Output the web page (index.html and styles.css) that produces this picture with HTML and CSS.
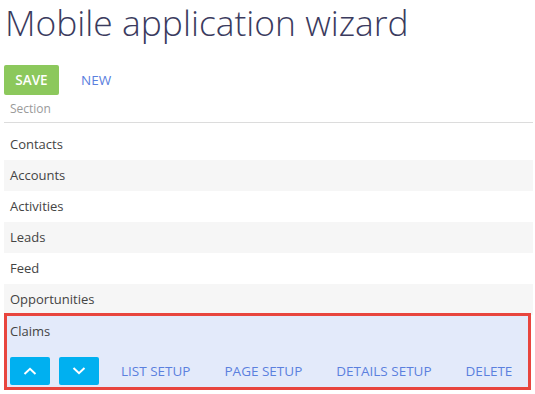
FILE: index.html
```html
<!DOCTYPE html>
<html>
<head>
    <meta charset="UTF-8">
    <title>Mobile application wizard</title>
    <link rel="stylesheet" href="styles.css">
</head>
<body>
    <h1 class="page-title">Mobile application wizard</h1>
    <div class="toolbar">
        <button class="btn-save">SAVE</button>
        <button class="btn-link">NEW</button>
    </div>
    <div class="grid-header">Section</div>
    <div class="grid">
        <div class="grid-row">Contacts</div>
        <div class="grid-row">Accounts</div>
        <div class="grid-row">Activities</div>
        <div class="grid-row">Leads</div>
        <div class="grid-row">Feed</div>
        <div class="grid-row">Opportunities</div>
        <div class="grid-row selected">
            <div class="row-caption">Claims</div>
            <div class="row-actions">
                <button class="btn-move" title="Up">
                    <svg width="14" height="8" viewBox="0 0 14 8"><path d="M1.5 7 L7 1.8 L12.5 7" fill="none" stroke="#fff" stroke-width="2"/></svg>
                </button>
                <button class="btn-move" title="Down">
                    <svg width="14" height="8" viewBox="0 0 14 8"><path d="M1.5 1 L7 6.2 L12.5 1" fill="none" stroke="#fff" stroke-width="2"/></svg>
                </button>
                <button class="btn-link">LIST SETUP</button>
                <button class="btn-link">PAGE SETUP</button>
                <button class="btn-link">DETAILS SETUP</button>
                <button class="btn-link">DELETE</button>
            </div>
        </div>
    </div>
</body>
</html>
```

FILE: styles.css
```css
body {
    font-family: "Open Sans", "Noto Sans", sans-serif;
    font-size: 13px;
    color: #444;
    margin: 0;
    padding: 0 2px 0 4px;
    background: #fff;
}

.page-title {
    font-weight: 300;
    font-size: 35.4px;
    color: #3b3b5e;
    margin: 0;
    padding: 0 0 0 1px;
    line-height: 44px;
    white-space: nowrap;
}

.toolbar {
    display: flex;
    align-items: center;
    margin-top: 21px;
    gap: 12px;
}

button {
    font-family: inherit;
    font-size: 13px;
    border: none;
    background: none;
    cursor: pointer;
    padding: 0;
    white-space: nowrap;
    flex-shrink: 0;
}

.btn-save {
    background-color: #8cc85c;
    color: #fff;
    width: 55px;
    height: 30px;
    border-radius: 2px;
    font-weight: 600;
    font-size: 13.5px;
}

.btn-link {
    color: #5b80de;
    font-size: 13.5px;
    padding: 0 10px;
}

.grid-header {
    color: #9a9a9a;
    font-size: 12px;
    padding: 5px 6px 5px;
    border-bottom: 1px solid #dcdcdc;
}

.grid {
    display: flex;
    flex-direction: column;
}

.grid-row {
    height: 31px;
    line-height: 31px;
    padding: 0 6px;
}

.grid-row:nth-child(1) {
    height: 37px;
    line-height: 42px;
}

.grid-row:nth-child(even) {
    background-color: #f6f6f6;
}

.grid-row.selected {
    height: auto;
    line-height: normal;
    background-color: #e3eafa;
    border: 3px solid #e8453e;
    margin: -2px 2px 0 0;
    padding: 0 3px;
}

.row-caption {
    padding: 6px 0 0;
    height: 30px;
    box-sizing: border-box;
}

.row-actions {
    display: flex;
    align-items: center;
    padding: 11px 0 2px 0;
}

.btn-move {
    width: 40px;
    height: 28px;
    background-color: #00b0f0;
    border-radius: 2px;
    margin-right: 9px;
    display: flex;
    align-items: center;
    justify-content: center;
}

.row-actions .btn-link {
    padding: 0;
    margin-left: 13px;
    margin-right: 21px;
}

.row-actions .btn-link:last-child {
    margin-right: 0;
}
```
***
→ STATED PROBLEM: Repeat the data in full and exactly. Omit pictures.

→ EXERCISE RESPONSE:
Output the web page (index.html and styles.css) that produces this picture with HTML and CSS.
FILE: index.html
```html
<!DOCTYPE html>
<html>
<head>
    <meta charset="UTF-8">
    <title>Mobile application wizard</title>
    <link rel="stylesheet" href="styles.css">
</head>
<body>
    <h1 class="page-title">Mobile application wizard</h1>
    <div class="toolbar">
        <button class="btn-save">SAVE</button>
        <button class="btn-link">NEW</button>
    </div>
    <div class="grid-header">Section</div>
    <div class="grid">
        <div class="grid-row">Contacts</div>
        <div class="grid-row">Accounts</div>
        <div class="grid-row">Activities</div>
        <div class="grid-row">Leads</div>
        <div class="grid-row">Feed</div>
        <div class="grid-row">Opportunities</div>
        <div class="grid-row selected">
            <div class="row-caption">Claims</div>
            <div class="row-actions">
                <button class="btn-move" title="Up">
                    <svg width="14" height="8" viewBox="0 0 14 8"><path d="M1.5 7 L7 1.8 L12.5 7" fill="none" stroke="#fff" stroke-width="2"/></svg>
                </button>
                <button class="btn-move" title="Down">
                    <svg width="14" height="8" viewBox="0 0 14 8"><path d="M1.5 1 L7 6.2 L12.5 1" fill="none" stroke="#fff" stroke-width="2"/></svg>
                </button>
                <button class="btn-link">LIST SETUP</button>
                <button class="btn-link">PAGE SETUP</button>
                <button class="btn-link">DETAILS SETUP</button>
                <button class="btn-link">DELETE</button>
            </div>
        </div>
    </div>
</body>
</html>
```

FILE: styles.css
```css
body {
    font-family: "Open Sans", "Noto Sans", sans-serif;
    font-size: 13px;
    color: #444;
    margin: 0;
    padding: 0 2px 0 4px;
    background: #fff;
}

.page-title {
    font-weight: 300;
    font-size: 35.4px;
    color: #3b3b5e;
    margin: 0;
    padding: 0 0 0 1px;
    line-height: 44px;
    white-space: nowrap;
}

.toolbar {
    display: flex;
    align-items: center;
    margin-top: 21px;
    gap: 12px;
}

button {
    font-family: inherit;
    font-size: 13px;
    border: none;
    background: none;
    cursor: pointer;
    padding: 0;
    white-space: nowrap;
    flex-shrink: 0;
}

.btn-save {
    background-color: #8cc85c;
    color: #fff;
    width: 55px;
    height: 30px;
    border-radius: 2px;
    font-weight: 600;
    font-size: 13.5px;
}

.btn-link {
    color: #5b80de;
    font-size: 13.5px;
    padding: 0 10px;
}

.grid-header {
    color: #9a9a9a;
    font-size: 12px;
    padding: 5px 6px 5px;
    border-bottom: 1px solid #dcdcdc;
}

.grid {
    display: flex;
    flex-direction: column;
}

.grid-row {
    height: 31px;
    line-height: 31px;
    padding: 0 6px;
}

.grid-row:nth-child(1) {
    height: 37px;
    line-height: 42px;
}

.grid-row:nth-child(even) {
    background-color: #f6f6f6;
}

.grid-row.selected {
    height: auto;
    line-height: normal;
    background-color: #e3eafa;
    border: 3px solid #e8453e;
    margin: -2px 2px 0 0;
    padding: 0 3px;
}

.row-caption {
    padding: 6px 0 0;
    height: 30px;
    box-sizing: border-box;
}

.row-actions {
    display: flex;
    align-items: center;
    padding: 11px 0 2px 0;
}

.btn-move {
    width: 40px;
    height: 28px;
    background-color: #00b0f0;
    border-radius: 2px;
    margin-right: 9px;
    display: flex;
    align-items: center;
    justify-content: center;
}

.row-actions .btn-link {
    padding: 0;
    margin-left: 13px;
    margin-right: 21px;
}

.row-actions .btn-link:last-child {
    margin-right: 0;
}
```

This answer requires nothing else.